The Knights of Solamnia are a fictional organization in the fantasy world of Dragonlance whose motto is: My Honor is my Life. Perhaps it’s only in fantasy worlds where one can say and do what’s true in your heart and mind. Perhaps it’s just a sad statement of the current trends in societal interaction. Perhaps I’ve not had my cup of coffee yet and am just rambling. 

May we all be like the Knights of Solamnia!

The Fall of the Federation, the Fall of America?

The 2nd Deep Space Nine

The 2nd Deep Space Nine

WARNING: Book Spoilers Ahead!

One thing I’ve always loved about Star Trek is its contemporary social commentary, and that is as true with most of the novels I’ve read as it is with most of the T.V. series and movies.

Revelation and Dust is the first book in a new series of novels titled “The Fall”, where a singular event signals the possible downfall of the Federation and its Khitomer Accords allies with the opposing Typhon Pact, a fall into war, a fall from grace.

The novel starts with the dedication of the 2nd Deep Space Nine (a Starfleet Frontier-class station), some two years after a terrorist attack by rogue members of the Typhon Pact destroyed the original, killing some 2,000 Federation citizens. Members of the Khitomer Accords alliance, such as the Klingons (whose Klingon Qang-class warships have been in conflicts with the Typhon Pact), Ferengi, and Cardassians arrive on the station. Surprisingly, even members of the Typhon Pact, the Romulans and Gorn, arrive for the dedication as well. Just before the dedication of the new station can be completed, the Federation president is assassinated, and evidence eventually implicates the Typhon Pact as the perpetrators.

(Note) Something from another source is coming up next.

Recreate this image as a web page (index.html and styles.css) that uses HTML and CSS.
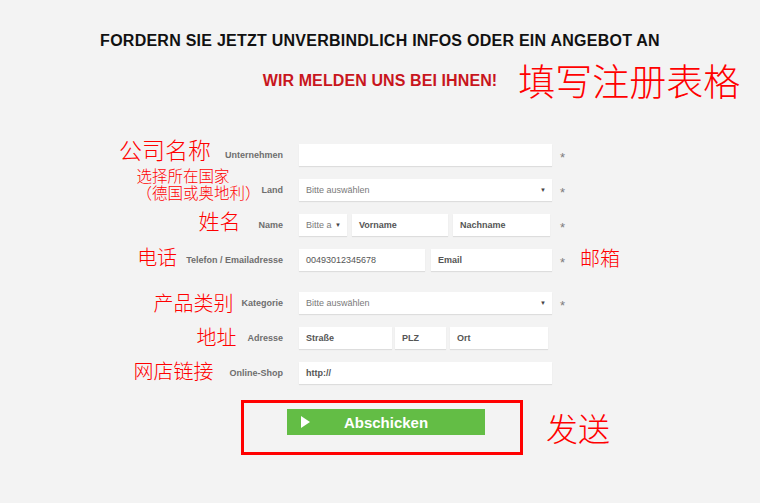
FILE: index.html
```html
<!DOCTYPE html>
<html lang="de">
<head>
<meta charset="utf-8">
<title>Anfrage</title>
<link rel="stylesheet" href="styles.css">
</head>
<body>
<div class="page">
  <h1 class="title">FORDERN SIE JETZT UNVERBINDLICH INFOS ODER EIN ANGEBOT AN</h1>
  <div class="subrow">
    <span></span>
    <h2 class="subtitle">WIR MELDEN UNS BEI IHNEN!</h2>
    <span class="note note-head">填写注册表格</span>
  </div>

  <form class="form">
    <div class="row">
      <div class="lab"><span class="note n-company">公司名称</span><span class="label">Unternehmen</span></div>
      <div class="fields"><div class="inp w-full"></div></div>
      <div class="req">*</div>
    </div>

    <div class="row">
      <div class="lab"><span class="note n-country"><span class="line1">选择所在国家</span><span class="line2">（德国或奥地利）</span></span><span class="label">Land</span></div>
      <div class="fields"><div class="inp w-full sel"><span class="ph">Bitte auswählen</span><span class="arrow">▼</span></div></div>
      <div class="req">*</div>
    </div>

    <div class="row">
      <div class="lab"><span class="note n-name">姓名</span><span class="label">Name</span></div>
      <div class="fields f-name">
        <div class="inp w-anrede sel"><span class="ph">Bitte a</span><span class="arrow">▼</span></div>
        <div class="inp w-vorname"><span class="val">Vorname</span></div>
        <div class="inp w-nachname"><span class="val">Nachname</span></div>
      </div>
      <div class="req">*</div>
    </div>

    <div class="row">
      <div class="lab"><span class="note n-phone">电话</span><span class="label">Telefon / Emailadresse</span></div>
      <div class="fields f-phone">
        <div class="inp w-phone"><span class="num">00493012345678</span></div>
        <div class="inp w-email"><span class="val">Email</span></div>
      </div>
      <div class="req">*</div>
      <div class="note n-mail">邮箱</div>
    </div>

    <div class="row row-spaced">
      <div class="lab"><span class="note n-cat">产品类别</span><span class="label">Kategorie</span></div>
      <div class="fields"><div class="inp w-full sel"><span class="ph">Bitte auswählen</span><span class="arrow">▼</span></div></div>
      <div class="req">*</div>
    </div>

    <div class="row">
      <div class="lab"><span class="note n-addr">地址</span><span class="label">Adresse</span></div>
      <div class="fields f-addr">
        <div class="inp w-street"><span class="val">Straße</span></div>
        <div class="inp w-plz"><span class="val">PLZ</span></div>
        <div class="inp w-ort"><span class="val">Ort</span></div>
      </div>
    </div>

    <div class="row">
      <div class="lab"><span class="note n-shop">网店链接</span><span class="label">Online-Shop</span></div>
      <div class="fields"><div class="inp w-full"><span class="val">http://</span></div></div>
    </div>
  </form>

  <div class="submit-row">
    <div class="submit-box">
      <button class="btn" type="button"><span class="tri"></span><span class="btn-text">Abschicken</span><span></span></button>
    </div>
    <span class="note n-send">发送</span>
  </div>
</div>
</body>
</html>
```

FILE: styles.css
```css
html, body {
  margin: 0;
  padding: 0;
  background: #f3f3f3;
}
body {
  font-family: "Liberation Sans", Arial, sans-serif;
  width: 760px;
  height: 503px;
  overflow: hidden;
}
.page {
  padding-top: 31px;
}
.title {
  margin: 0;
  font-size: 16px;
  line-height: 20px;
  font-weight: bold;
  color: #111;
  text-align: center;
  letter-spacing: 0.25px;
}
.subrow {
  display: grid;
  grid-template-columns: 1fr auto 1fr;
  align-items: center;
  height: 40px;
  margin-top: 9px;
}
.subtitle {
  margin: 0;
  font-size: 16px;
  line-height: 20px;
  font-weight: bold;
  color: #c8161d;
  letter-spacing: 0.1px;
  padding-top: 2px;
}
.note {
  font-family: "Noto Sans CJK SC", "Noto Sans CJK JP", sans-serif;
  font-weight: 300;
  color: #ff0000;
  white-space: nowrap;
}
.note-head {
  font-size: 37px;
  line-height: 40px;
  margin-left: 21px;
}

.form {
  margin-top: 44px;
  display: flex;
  flex-direction: column;
  gap: 13px;
}
.row {
  display: grid;
  grid-template-columns: 283px 269px 28px auto;
  grid-template-rows: 22px;
  height: 22px;
  align-items: center;
}
.row-spaced {
  margin-top: 8px;
}
.lab {
  display: flex;
  justify-content: flex-end;
  align-items: center;
  height: 22px;
}
.label {
  font-size: 9px;
  font-weight: bold;
  color: #6e6e6e;
  white-space: nowrap;
}
.fields {
  display: flex;
  padding-left: 16px;
  height: 22px;
}
.f-name { gap: 5px; }
.f-phone { gap: 6px; }
.f-addr { gap: 3px; }
.f-addr .w-ort { margin-left: 1px; }

.inp {
  background: #fff;
  height: 22px;
  box-sizing: border-box;
  padding: 0 7px;
  display: flex;
  align-items: center;
  box-shadow: 0 1px 1px rgba(0, 0, 0, 0.09);
  font-size: 9px;
}
.w-full { width: 253px; }
.w-anrede { width: 48px; }
.w-vorname { width: 96px; }
.w-nachname { width: 97px; }
.w-phone { width: 126px; }
.w-email { width: 121px; }
.w-street { width: 93px; }
.w-plz { width: 51px; }
.w-ort { width: 98px; }

.sel {
  justify-content: space-between;
}
.ph {
  color: #7a7a7a;
}
.val {
  color: #555;
  font-weight: bold;
}
.num {
  color: #555;
}
.arrow {
  font-size: 6px;
  color: #444;
  margin-right: -1px;
}
.req {
  padding-left: 8px;
  padding-top: 6px;
  font-size: 13px;
  line-height: 16px;
  color: #7c7c7c;
}

.n-company {
  font-size: 23px;
  line-height: 26px;
  margin-right: 14px;
  margin-bottom: 12px;
}
.n-country {
  display: flex;
  flex-direction: column;
  align-items: flex-start;
  font-size: 15.5px;
  line-height: 17px;
  margin-right: 1px;
  margin-bottom: 13px;
}
.n-name {
  font-size: 21px;
  line-height: 24px;
  margin-right: 18px;
  margin-bottom: 10px;
}
.n-phone {
  font-size: 20px;
  line-height: 24px;
  margin-right: 9px;
  margin-bottom: 6px;
}
.n-cat {
  font-size: 20px;
  line-height: 24px;
  margin-right: 8px;
  margin-bottom: 1px;
}
.n-addr {
  font-size: 20px;
  line-height: 24px;
  margin-right: 11px;
  margin-bottom: 2px;
}
.n-shop {
  font-size: 20px;
  line-height: 24px;
  margin-right: 16px;
  margin-bottom: 4px;
}
.n-mail {
  font-size: 20px;
  line-height: 24px;
  margin-bottom: 5px;
}

.submit-row {
  margin-top: 16px;
  margin-left: 241px;
  display: flex;
  align-items: center;
}
.submit-box {
  border: 3px solid #ff0000;
  padding: 6px 35px 17px 43px;
  width: 198px;
}
.btn {
  display: grid;
  grid-template-columns: 1fr auto 1fr;
  align-items: center;
  width: 198px;
  height: 26px;
  padding: 0;
  border: 0;
  background: #63bd45;
  color: #fff;
  font-family: "Liberation Sans", Arial, sans-serif;
  font-size: 15px;
  font-weight: bold;
}
.tri {
  justify-self: start;
  margin-left: 14px;
  width: 0;
  height: 0;
  border-left: 9px solid #fff;
  border-top: 6px solid transparent;
  border-bottom: 6px solid transparent;
}
.btn-text {
  padding-top: 1px;
}
.n-send {
  font-size: 32px;
  line-height: 36px;
  margin-left: 23px;
  margin-bottom: 2px;
}
```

The storyline, in some ways, vary obviously parallels the September 11 terrorist attacks on the United States. In a previous post, I commented on some of the moral and ethical struggles the United States and Federation have faced and continue to face in light of these attacks.

The Federation now faces a choice, will it fall from grace and declare war on the Typhon Pact, when never in its history has it ever declared war first? Will doing so make a mockery of the peace and principles that the Federation so espouses, the very reason for its creation in the first place? By the same vein, the United States faces similar moral, ethical, and even legal questions, such as: What actions are justifiable to protect itself? Spying on one’s allies (even though those same allies spy on it as well)? Violating the Geneva conventions when it interrogates captured suspected terrorists? Spying on one’s own people, in violation of its own laws?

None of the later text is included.